On Fri, Dec 16, 2005 at 03:31:12PM -0500, Fastfission wrote:
But this result is one in which Wikipedians will be arguing with each other about the methodology and whether something like Creationism counts as a science. However this is not a problem that even philosophers have been able to work out to any satisfaction. Aside from that, it ends up violating NOR. This is what inevitably happens, anyway. Is Intelligence Design a science? Someone says, "not falsifiable," someone else points out that there are ways in which ID thinks it can be falsified, and start pulling out complicated arguments on the subject, and also notes that evolution might not be falsifiable, etc. etc. etc.
To me, falsifiability isn't really at issue here. (If you want to be epistemological, I'm following a more reliabilist approach rather than a logical-positivist or -empiricist approach.)

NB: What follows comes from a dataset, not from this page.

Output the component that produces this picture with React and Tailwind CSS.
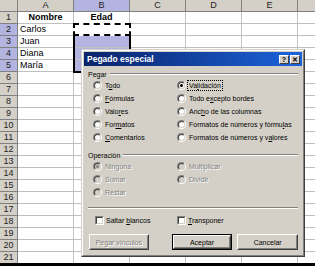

The issue isn't what subject matter the field deals with, or what sort of claims the practitioners make. Science can yield all kinds of weird and nonintuitive claims. Many people find evolution nonintuitive -- how can natural selection, a process which is based on death, lead to the survivors becoming better fitted to their environments?
The issue is whether the practitioners are in fact *doing science* ... whether they're coming up with their claims by studying the world and participating in processes such as peer review and repeating of experiments and observations ... or whether they're just pulling their claims out of wishful thinking or their religious text or whatever, and just _call_ them "science" for political or economic benefit.
Pseudoscience isn't about the subject matter -- it's about the method, and the difference between what the practitioners *say* about the method, and what they actually *do*.